ITEMS ▸
--
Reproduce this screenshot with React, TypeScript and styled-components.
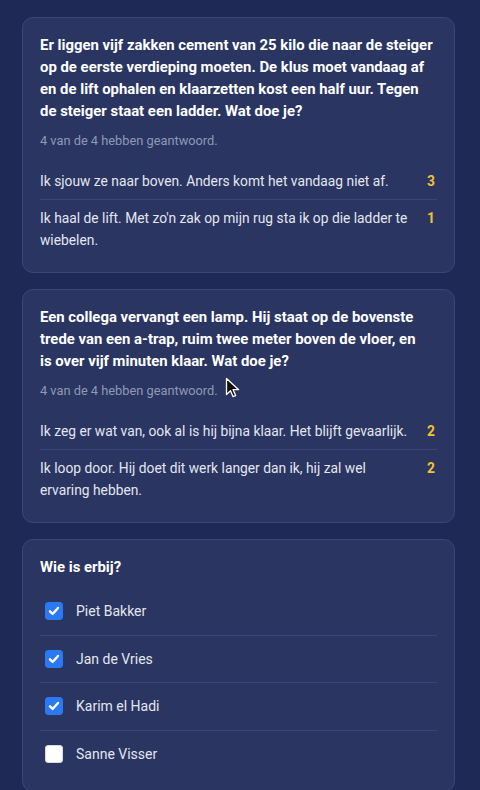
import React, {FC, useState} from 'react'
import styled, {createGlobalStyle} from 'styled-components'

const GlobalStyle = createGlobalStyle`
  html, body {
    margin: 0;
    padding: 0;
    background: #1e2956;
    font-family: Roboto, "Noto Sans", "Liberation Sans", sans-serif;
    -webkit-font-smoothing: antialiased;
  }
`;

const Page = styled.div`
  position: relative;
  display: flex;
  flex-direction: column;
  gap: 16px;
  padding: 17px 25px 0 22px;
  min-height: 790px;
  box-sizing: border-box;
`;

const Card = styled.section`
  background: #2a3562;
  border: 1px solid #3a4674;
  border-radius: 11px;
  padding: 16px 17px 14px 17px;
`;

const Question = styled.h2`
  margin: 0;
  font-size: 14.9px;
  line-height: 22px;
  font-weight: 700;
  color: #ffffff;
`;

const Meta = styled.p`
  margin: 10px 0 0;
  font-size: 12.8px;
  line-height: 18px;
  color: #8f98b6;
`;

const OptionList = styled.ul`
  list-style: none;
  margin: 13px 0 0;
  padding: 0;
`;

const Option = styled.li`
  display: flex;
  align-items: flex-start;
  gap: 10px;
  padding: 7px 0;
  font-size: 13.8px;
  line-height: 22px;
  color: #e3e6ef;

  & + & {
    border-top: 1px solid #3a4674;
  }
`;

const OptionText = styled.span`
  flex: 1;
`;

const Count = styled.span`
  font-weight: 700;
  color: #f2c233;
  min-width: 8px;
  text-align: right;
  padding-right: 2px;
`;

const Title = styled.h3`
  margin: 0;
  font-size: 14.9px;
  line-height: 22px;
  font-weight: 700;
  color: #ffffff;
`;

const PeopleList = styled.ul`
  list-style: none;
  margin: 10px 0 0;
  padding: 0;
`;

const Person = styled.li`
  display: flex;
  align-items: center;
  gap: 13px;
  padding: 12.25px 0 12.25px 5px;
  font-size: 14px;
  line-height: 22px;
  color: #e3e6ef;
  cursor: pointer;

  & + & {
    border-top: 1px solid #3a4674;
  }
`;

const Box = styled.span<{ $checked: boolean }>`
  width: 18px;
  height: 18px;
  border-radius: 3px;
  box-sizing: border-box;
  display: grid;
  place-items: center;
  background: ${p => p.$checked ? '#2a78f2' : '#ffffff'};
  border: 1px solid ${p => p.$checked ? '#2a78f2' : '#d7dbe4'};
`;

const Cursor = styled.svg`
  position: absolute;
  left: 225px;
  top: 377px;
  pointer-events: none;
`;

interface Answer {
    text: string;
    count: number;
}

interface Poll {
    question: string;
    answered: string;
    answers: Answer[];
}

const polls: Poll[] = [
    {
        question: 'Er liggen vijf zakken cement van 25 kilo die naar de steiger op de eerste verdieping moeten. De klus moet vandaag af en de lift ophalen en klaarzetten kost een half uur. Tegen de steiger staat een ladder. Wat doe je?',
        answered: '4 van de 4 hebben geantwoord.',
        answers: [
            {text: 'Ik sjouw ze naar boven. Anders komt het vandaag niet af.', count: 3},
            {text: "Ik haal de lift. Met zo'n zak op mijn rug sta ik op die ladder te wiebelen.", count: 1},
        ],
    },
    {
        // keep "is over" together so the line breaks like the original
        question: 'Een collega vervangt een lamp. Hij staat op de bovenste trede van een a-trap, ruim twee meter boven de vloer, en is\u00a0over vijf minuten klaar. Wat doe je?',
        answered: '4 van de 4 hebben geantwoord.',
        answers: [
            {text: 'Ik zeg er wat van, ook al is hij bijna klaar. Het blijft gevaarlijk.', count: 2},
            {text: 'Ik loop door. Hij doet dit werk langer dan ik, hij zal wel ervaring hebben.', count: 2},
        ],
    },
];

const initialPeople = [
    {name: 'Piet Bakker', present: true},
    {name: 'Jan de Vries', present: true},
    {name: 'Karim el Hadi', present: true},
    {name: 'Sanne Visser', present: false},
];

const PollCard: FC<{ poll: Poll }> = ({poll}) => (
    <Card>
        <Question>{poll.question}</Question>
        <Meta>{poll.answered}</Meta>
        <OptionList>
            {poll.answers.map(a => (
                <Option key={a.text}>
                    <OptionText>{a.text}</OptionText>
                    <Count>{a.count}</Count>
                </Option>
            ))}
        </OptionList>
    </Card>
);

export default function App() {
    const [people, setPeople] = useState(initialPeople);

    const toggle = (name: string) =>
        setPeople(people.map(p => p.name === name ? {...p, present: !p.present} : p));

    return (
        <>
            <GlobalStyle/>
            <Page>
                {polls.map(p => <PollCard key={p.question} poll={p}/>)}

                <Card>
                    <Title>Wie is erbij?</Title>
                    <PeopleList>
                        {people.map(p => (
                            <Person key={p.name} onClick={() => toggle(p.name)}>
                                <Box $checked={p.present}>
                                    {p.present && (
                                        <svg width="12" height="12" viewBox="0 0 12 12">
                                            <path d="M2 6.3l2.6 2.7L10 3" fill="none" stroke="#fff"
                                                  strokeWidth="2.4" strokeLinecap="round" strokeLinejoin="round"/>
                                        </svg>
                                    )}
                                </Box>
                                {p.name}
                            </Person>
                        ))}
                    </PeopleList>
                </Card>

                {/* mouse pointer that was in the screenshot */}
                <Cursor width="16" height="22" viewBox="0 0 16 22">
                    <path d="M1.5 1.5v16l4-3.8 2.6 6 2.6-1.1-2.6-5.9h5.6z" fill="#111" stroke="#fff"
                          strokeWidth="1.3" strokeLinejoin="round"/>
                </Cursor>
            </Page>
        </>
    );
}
--
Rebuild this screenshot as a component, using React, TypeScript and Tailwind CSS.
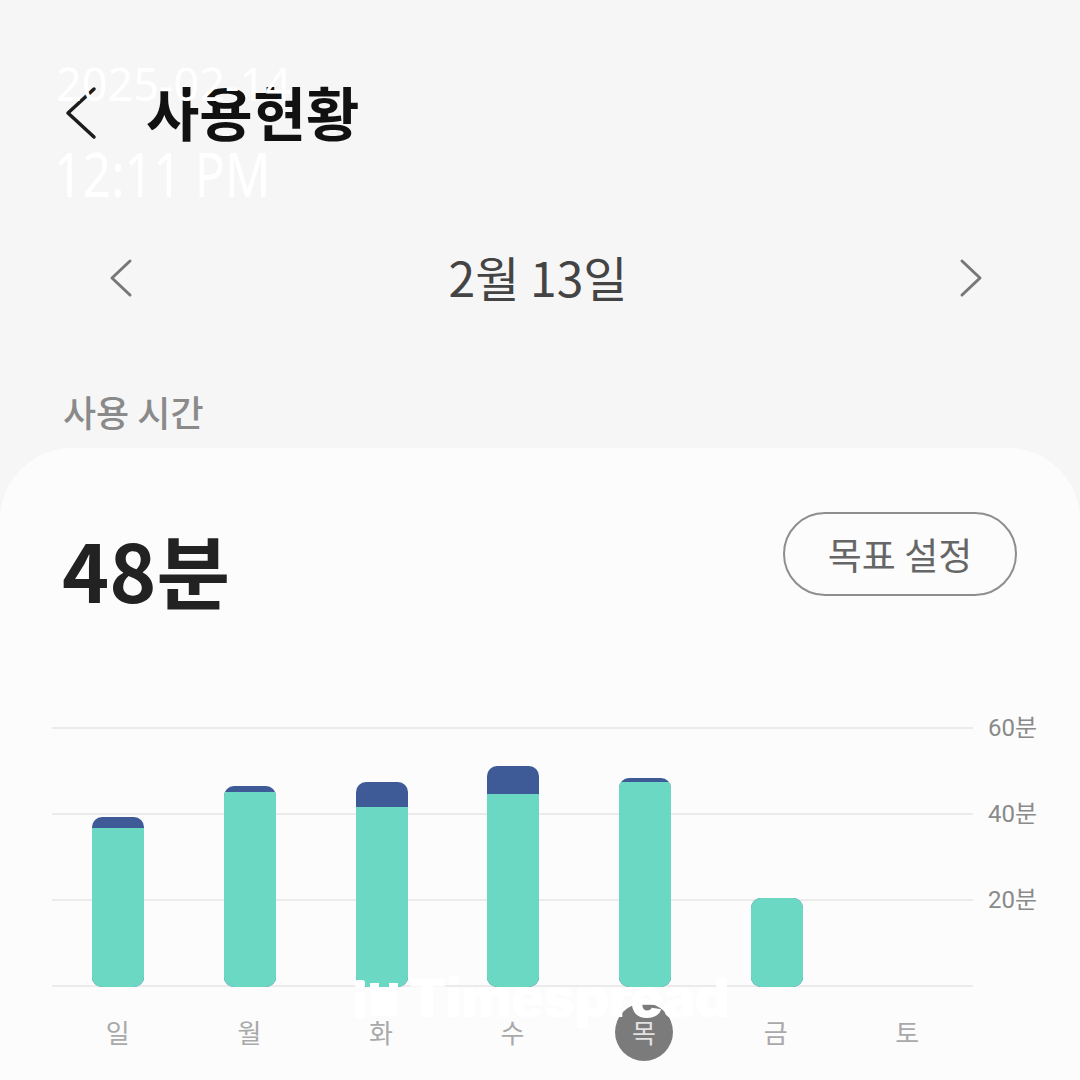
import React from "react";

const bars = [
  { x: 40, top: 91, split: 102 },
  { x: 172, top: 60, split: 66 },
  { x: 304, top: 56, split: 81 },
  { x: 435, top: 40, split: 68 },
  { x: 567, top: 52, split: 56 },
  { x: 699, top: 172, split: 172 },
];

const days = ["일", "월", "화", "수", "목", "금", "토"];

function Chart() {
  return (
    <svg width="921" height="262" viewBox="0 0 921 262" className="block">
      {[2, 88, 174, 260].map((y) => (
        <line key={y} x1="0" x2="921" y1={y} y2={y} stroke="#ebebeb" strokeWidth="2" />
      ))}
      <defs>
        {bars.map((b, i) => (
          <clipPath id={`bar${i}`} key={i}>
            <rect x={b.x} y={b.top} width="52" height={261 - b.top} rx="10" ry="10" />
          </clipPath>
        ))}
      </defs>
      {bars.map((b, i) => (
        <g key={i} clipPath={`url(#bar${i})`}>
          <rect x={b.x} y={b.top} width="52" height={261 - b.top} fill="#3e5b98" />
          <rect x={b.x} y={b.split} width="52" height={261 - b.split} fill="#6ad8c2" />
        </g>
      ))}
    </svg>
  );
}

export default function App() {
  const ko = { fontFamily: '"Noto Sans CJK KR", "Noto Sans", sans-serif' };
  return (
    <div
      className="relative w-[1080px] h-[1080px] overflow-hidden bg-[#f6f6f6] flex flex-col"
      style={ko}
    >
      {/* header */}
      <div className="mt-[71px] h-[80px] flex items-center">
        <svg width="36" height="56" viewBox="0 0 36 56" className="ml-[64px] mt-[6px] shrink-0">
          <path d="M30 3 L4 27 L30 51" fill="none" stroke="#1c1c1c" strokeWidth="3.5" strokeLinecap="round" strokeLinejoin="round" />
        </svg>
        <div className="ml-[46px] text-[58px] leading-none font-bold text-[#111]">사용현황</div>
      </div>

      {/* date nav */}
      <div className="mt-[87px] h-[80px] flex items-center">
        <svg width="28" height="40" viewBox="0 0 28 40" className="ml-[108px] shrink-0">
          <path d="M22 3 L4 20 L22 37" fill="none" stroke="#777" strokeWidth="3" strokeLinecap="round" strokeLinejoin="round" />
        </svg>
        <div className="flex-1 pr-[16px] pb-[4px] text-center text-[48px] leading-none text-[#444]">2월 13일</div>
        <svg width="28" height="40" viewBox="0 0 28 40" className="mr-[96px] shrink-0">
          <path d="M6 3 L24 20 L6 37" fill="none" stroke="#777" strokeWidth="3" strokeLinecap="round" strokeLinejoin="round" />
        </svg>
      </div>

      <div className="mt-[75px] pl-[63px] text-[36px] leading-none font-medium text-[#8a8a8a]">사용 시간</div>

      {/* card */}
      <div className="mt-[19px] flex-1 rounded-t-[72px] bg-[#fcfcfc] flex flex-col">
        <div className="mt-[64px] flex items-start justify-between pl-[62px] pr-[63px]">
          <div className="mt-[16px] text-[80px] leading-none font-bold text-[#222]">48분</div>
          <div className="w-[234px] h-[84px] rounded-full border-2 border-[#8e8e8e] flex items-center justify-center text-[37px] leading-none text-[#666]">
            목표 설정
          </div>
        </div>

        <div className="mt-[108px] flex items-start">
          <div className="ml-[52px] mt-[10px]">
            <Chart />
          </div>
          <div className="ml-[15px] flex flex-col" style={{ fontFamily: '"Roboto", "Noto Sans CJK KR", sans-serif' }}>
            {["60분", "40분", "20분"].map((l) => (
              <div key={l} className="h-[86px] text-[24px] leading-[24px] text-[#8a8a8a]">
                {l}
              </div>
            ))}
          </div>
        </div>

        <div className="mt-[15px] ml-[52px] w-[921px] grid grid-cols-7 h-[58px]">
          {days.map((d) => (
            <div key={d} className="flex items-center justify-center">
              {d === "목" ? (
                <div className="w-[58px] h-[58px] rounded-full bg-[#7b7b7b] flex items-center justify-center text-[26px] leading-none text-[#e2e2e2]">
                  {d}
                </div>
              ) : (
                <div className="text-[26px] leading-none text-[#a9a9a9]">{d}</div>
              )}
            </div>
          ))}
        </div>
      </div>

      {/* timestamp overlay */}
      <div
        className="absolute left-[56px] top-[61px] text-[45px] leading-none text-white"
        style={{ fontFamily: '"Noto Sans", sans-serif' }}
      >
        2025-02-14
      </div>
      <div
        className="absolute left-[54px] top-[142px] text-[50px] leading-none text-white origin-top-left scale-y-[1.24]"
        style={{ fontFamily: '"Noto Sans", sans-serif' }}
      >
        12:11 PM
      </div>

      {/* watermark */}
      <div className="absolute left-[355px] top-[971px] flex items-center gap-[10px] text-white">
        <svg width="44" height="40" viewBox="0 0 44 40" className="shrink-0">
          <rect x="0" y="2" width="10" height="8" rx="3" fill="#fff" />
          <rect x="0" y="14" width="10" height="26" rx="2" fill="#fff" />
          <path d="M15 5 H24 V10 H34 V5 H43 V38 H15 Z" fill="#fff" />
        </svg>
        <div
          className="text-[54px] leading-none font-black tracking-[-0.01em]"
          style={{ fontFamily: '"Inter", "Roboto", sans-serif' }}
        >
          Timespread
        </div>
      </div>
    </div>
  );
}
--
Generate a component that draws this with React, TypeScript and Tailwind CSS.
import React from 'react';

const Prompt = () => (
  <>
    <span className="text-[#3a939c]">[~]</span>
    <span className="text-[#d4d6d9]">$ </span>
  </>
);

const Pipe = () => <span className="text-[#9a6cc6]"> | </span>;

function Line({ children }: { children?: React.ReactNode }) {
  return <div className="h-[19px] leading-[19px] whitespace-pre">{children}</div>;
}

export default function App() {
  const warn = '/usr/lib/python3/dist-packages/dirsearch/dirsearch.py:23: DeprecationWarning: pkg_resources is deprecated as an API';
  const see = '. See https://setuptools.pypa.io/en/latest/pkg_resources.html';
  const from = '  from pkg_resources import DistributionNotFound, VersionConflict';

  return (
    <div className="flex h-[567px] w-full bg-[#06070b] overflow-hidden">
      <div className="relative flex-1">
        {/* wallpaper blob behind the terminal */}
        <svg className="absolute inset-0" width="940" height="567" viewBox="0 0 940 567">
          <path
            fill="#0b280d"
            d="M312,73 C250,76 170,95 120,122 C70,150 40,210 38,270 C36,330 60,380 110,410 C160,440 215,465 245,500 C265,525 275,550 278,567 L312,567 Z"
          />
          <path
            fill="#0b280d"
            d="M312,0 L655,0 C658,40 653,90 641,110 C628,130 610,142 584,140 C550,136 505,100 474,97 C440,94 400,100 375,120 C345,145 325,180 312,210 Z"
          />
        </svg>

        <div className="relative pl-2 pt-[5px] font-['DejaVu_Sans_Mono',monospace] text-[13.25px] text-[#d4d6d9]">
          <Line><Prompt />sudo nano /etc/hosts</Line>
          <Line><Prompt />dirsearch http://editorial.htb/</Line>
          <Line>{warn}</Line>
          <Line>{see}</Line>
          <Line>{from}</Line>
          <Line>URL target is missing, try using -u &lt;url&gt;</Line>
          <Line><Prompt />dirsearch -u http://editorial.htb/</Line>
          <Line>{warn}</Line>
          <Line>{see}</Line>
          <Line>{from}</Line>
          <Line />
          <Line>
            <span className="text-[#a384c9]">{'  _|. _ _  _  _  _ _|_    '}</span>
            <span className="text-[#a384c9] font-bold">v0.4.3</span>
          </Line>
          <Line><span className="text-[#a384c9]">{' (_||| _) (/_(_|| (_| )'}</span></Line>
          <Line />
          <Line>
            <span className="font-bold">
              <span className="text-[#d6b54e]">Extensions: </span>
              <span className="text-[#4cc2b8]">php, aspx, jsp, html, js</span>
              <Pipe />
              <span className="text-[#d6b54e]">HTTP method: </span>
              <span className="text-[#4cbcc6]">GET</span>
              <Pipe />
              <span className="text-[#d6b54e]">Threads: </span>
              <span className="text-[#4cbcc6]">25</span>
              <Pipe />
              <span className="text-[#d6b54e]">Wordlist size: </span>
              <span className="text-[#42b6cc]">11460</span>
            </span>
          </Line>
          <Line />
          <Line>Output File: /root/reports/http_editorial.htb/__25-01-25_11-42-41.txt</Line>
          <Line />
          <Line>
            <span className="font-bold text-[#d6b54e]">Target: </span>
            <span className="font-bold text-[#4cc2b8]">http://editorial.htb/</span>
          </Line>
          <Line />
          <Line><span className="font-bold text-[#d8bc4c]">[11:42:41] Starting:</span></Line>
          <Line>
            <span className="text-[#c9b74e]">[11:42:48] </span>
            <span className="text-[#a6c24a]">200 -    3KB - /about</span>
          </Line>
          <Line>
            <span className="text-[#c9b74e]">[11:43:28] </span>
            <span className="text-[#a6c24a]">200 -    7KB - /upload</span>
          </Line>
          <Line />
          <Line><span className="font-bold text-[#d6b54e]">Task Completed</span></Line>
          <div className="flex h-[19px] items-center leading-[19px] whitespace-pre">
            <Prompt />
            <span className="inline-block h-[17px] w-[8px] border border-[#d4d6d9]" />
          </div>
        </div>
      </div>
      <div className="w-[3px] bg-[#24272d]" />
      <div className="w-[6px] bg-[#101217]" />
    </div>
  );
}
--
STATED PROBLEM ▸
Transcribe, word for word, every line from the line with "Generate a component" to the line with "const Pipe = ()", inclusive, and output nothing else.

RESPONSE TO THE EXERCISE ▸
Generate a component that draws this with React, TypeScript and Tailwind CSS.
import React from 'react';

const Prompt = () => (
  <>
    <span className="text-[#3a939c]">[~]</span>
    <span className="text-[#d4d6d9]">$ </span>
  </>
);

const Pipe = () => <span className="text-[#9a6cc6]"> | </span>;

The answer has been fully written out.